當替身企圖說服自己才是主體,無意識間,自信與自卑僅僅一線之間。《最後的前線》如預料之中讓茱恩一舉成名,也如預料之中,她的身份成為眾矢之的。姑且不論這本書根本不是她寫的,所有人都在討論:一個白人能夠書寫華人移工的故事嗎?諷刺的是,如果今天作者是雅典娜,沒有人會懷疑她的資格,即便雅典娜本人也絲毫從未遭受過種族或政治迫害。從出版初始到暢銷之後,言論自由的每分每秒,茱恩的世界已然不可能噤聲。
只不過推特就是真實人生,甚至比真實人生還更真實,(⋯⋯)下了線,作家們就全都只是臉孔模糊的虛構生物,在彼此隔絕的情況下猛力敲出文字,你不能從任何人的肩後偷窺,你也分不出是不是每個人真的都跟他們假裝的一樣那麼有品高尚。
出版業中的名聲一直以來的建立及摧毀,都是在線上。
茱恩正面迎戰所有的攻擊,她分分秒秒滑著IG,刷新Googlereads看看又有什麼新的評論,她與所有批評她不配書寫苦痛的人們爭論著自己擁有絕對正當的資格,她反擊所有懷疑作品不是出自其手的讀者,畢竟,她為此書付出了多少個夜晚,(甚至比原作者更加)配合地著手一次又一次的修改。

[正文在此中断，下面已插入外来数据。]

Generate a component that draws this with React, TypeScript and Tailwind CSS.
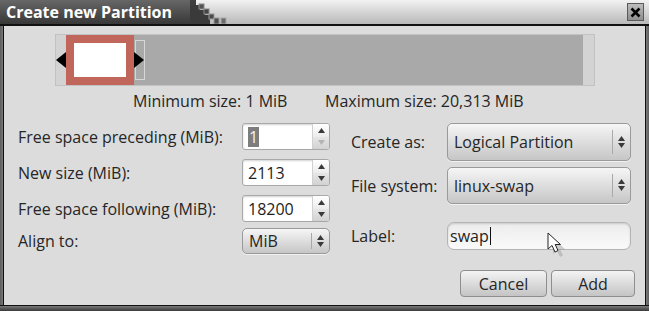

並同時回想著當雅典娜在世時,吸血鬼般的雅典娜嗜故事如鮮血,蒐集他人的真實敘事像是在蒐集貝殼,拋光打磨以後再把它們一個個變成讀者陶醉其中的栩栩如生。茱恩正當化自己的偷竊,因為雅典娜明明同樣也是一生都在行盜——盜竊那些不是她親身經歷過的苦痛啊!
諷刺的是,若說一般人成名以後的恐懼往往是無中生有,茱恩對成名的恐懼則是真真切切——她只是偷了雅典娜作品的小偷。儘管她做了一切讓自己獲得資格的準備,她終究不是本尊。而身為讀者,我也一次又一次因為如此而開始懷疑,換成雅典娜出版《最後的前線》肯定沒有人會有任何意見,一次又一次在內心忍不住嘲笑著吃相醜陋的茱恩:「看吧,妳就真的『挪用』了啊,所有妳沒有辦法反駁的、所有妳痛恨雅典娜擁有的,都只是因為妳不是她。」於是,我也淪為酸民之一了。即使在雅典娜前男友傑佛瑞的自白以後,我好像也沒有辦法逃離「死者的光環」。
妳知道大家想聽哪種故事,根本沒人在乎我的故事,我想要妳擁有的一切,妳曾擁有的一切,但我不是故意要傷害妳的。我永遠都不會傷害妳的。
茱恩的所作所為,道出了人終究難抵七宗原罪,不禁再次想起《鱷魚的黃眼睛》中那句「有錢人人誇,沒錢滾地爬。」
人人都是一隻潛伏在水面下、只露出一對黃色眼睛以搜索獵物的鱷魚,沒有人是無辜的,但也沒有人該死。
所有靠近名人的那些指手劃腳的人群,企圖從她身上挖下一塊塊血肉,那一具具帳號背後,破碎而血淋淋的真實人生。